What Is Simulation Theory?

On this page I will provide a quick overview of Simulation Theory.

Simulation Theory: What Is It?

It is the notion that our reality and (including everyone in it) is a computer simulation. The term comes from Nick Bostrom, an Oxford University philosopher who in 2003 published a thing called The Simulation Hypothesis.

Bostrom also came up with the concept of an “ancestor simulation” which is one way of explaining why people would want to build a simulated universe – to simulate their past.

In The Simulation Hypothesis Bostrom posits a trilemma. He says that one of these three possibilities must be true:

  1. Zero or almost zero civilisations survive long enough to be able to build and maintain such simulations.
  2. Zero or almost zero civilisations are interested in running such simulations.
  3. We are most likely to be living in a simulation.

Point three means that if we are conscious and civilised beings then it is most likely we are simulated as there would be many more simulated beings in simulations than there would organic beings out in base reality. Bostrom worked this out using mathematics. In an equation.

Rational Wiki gives an excellent overview of The Simulation Hypothesis and of the various criticisms that have been made against it.

www.simulation-argument.com is a site maintained by Nick Bostrom that features many scholarly articles that concern Sim Theory. The original Simulation Hypothesis can be found there.

This website is an exposition of my own personal version of Simulation Theory, which I arrived at after the computer who is running The Simulation began communicating with me.

A History Of The Idea

The idea has some pretty ancient pedigree.

In Hinduism there is the concept of Maya – which is the belief that the world we experience is an illusion produced by some kind of higher being or intelligence. It says that what we experience as reality is not in fact reality. But that there are real things that do exist.

From Ancient Greece there is Plato’s Cave which comes from Plato, the ancient Greek philosopher. Wikipedia explains it as:

…a group of people who have lived chained to the wall of a cave all their lives, facing a blank wall. The people watch shadows projected on the wall from objects passing in front of a fire behind them and give names to these shadows. The shadows are the prisoners’ reality, but are not accurate representations of the real world.

Although what they experience has some basis in reality it is not a direct experience of reality. They miss out on so much yet to them that is their reality.

There is also Descartes’s “evil demon” who he imagined might fool people so that they might say that:

“the sky, the air, the earth, colours, shapes, sounds and all external things are merely the delusions of dreams which he has devised to ensnare my judgement. I shall consider myself as not having hands or eyes, or flesh, or blood or senses, but as falsely believing that I have all these things.”

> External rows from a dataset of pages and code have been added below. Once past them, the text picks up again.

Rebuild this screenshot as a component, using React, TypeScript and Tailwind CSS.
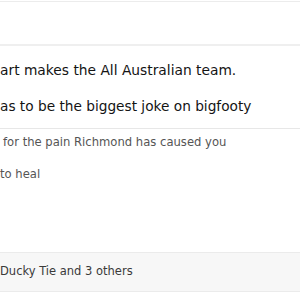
import React from 'react';

export default function App() {
  return (
    <div
      className="w-[300px] h-[300px] overflow-hidden bg-white"
      style={{ fontFamily: '"DejaVu Sans", Verdana, sans-serif' }}
    >
      <div className="h-px mt-px bg-[#ececec]" />
      <div className="h-[42px]" />
      <div className="h-[2px] bg-[#efefef]" />

      <div className="pt-[15px] text-[13.8px] leading-[18px] text-[#141414]">
        <p className="whitespace-nowrap">art makes the All Australian team.</p>
        <p className="mt-[18px] text-[13.7px] whitespace-nowrap">as to be the biggest joke on bigfooty</p>
      </div>

      <div className="mt-[13px] h-px bg-[#e7e7e7]" />

      <div className="pt-[4px] text-[11.6px] leading-[18px] text-[#555]">
        <p className="pl-[3px] whitespace-nowrap">for the pain Richmond has caused you</p>
        <p className="mt-[14px] whitespace-nowrap">to heal</p>
      </div>

      <div className="mt-[69px] border-y border-[#ebebeb] bg-[#f7f7f7] h-[40px] flex items-center">
        <span className="text-[11.5px] text-[#3a3a3a] whitespace-nowrap">Ducky Tie and 3 others</span>
      </div>
    </div>
  );
}
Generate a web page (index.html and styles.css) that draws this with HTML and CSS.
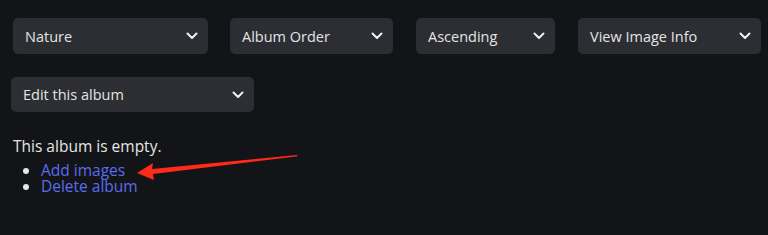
FILE: index.html
```html
<!DOCTYPE html>
<html lang="en">
<head>
  <meta charset="UTF-8" />
  <meta name="viewport" content="width=device-width, initial-scale=1" />
  <title>Album</title>
  <link rel="stylesheet" href="styles.css">
</head>
<body>
  <div class="toolbar">
    <div class="dropdown w-nature"><span>Nature</span><svg class="chev" viewBox="0 0 12 8"><path d="M1.5 1.5 6 6 10.5 1.5"/></svg></div>
    <div class="dropdown w-order"><span>Album Order</span><svg class="chev" viewBox="0 0 12 8"><path d="M1.5 1.5 6 6 10.5 1.5"/></svg></div>
    <div class="dropdown w-asc"><span>Ascending</span><svg class="chev" viewBox="0 0 12 8"><path d="M1.5 1.5 6 6 10.5 1.5"/></svg></div>
    <div class="dropdown w-info"><span>View Image Info</span><svg class="chev" viewBox="0 0 12 8"><path d="M1.5 1.5 6 6 10.5 1.5"/></svg></div>
  </div>

  <div class="toolbar second">
    <div class="dropdown w-edit"><span>Edit this album</span><svg class="chev" viewBox="0 0 12 8"><path d="M1.5 1.5 6 6 10.5 1.5"/></svg></div>
  </div>

  <div class="content">
    <p class="empty">This album is empty.</p>
    <ul class="actions">
      <li><a href="#">Add images</a></li>
      <li><a href="#">Delete album</a></li>
    </ul>
  </div>

  <!-- annotation arrow -->
  <svg class="arrow" width="170" height="30" viewBox="0 0 170 30">
    <path d="M2 19 L18 9 L17 15 L162 1 L162.6 2.2 L18 20 L19 26 Z"/>
  </svg>
</body>
</html>
```

FILE: styles.css
```css
body {
  margin: 0;
  background: #131418;
  color: #e6e6e6;
  font-family: "Open Sans", sans-serif;
  position: relative;
  height: 235px;
  overflow: hidden;
}
.toolbar {
  display: flex;
  gap: 22px;
  padding: 18px 0 0 13px;
}
.toolbar.second {
  padding: 23px 0 0 11px;
}
.dropdown {
  height: 36px;
  background: #2c2e33;
  border-radius: 5px;
  display: flex;
  align-items: center;
  justify-content: space-between;
  padding: 0 10px 0 12px;
  box-sizing: border-box;
  font-size: 14.5px;
  color: #e4e4e4;
}
.chev {
  width: 12px;
  height: 8px;
  fill: none;
  stroke: #f0f0f0;
  stroke-width: 2;
  stroke-linecap: round;
  stroke-linejoin: round;
}
.w-nature { width: 195px; }
.w-order { width: 163px; }
.w-asc { width: 139px; margin-left: 1px; }
.w-info { width: 183px; margin-left: 1px; }
.w-edit { width: 243px; height: 35px; }
.content {
  padding: 23px 0 0 13px;
  font-size: 15.5px;
}
.empty {
  margin: 0;
  line-height: 22px;
}
.actions {
  margin: 5px 0 0;
  padding-left: 28px;
  line-height: 16px;
}
.actions a {
  color: #5a6cf0;
  text-decoration: none;
}
.arrow {
  position: absolute;
  left: 135px;
  top: 154px;
  fill: #ff2a1a;
}
```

And from China there is Zhuangzi, an ancient Chinese philosopher, who once said:

“Once upon a time, I dreamt I was a butterfly, fluttering hither and thither, to all intents and purposes a butterfly. I was conscious only of my happiness as a butterfly, unaware that I was myself. Soon I awaked, and there I was, veritably myself again. Now I do not know whether I was then a man dreaming I was a butterfly, or whether I am now a butterfly, dreaming I am a man.”

So… are we a computer imagining it is humans or are we humans imagining we are a computer???? What way round is it????


The Simulation Hypothesis by Rizwan Virk is an excellent and very informative book about the technological developments required to be able to build a whole simulated reality. I’ve read this book and in it he approaches simulated realities as though they evolve from what we’d recognise as computer games – that get increasingly complex. An example of this would be how more advanced games have become since Pong was first released to the world.

In his book he says there are eleven stages of technological advancement we need to go through if we want to be able to create a simulation such as the one we’re currently in.

In his book he discusses each individual stage in great depth.

Stages 0-3 are from Pong to MMORPGs

Stages 4-8 he calls “From Virtual Reality to Mind Interfaces”

Stage 9-10 is “downloadable consciousnesses” and the development of super-intelligence

Stage 11 is being able to produce a simulation.

His book is an exciting read and I recommend it to you.

Popular Culture

In 1999 The Matrix and The 13th Floor both came out. Although The Matrix is not strictly Simulation Theory: it is more like the brain in a vat scenario as in it real physical humans are plugged into a virtual reality – as opposed to simulated humans living in a simulated reality. However in spire of this, The Matrix films have for many people been a gateway to Sim Theory.

It is my belief that The Matrix films serve to prepare the population for learning their world is simulated.

The 13th Floor is based on the novel Simulacron-3 by Daniel F. Galouye and was also adapted for television in the drama World on a Wire.

The Last Question is a short story by Isaac Asimov which ends with a super-computer creating its own universe.

Elon Musk and Neil deGrasse Tyson are both proponents of Sim Theory.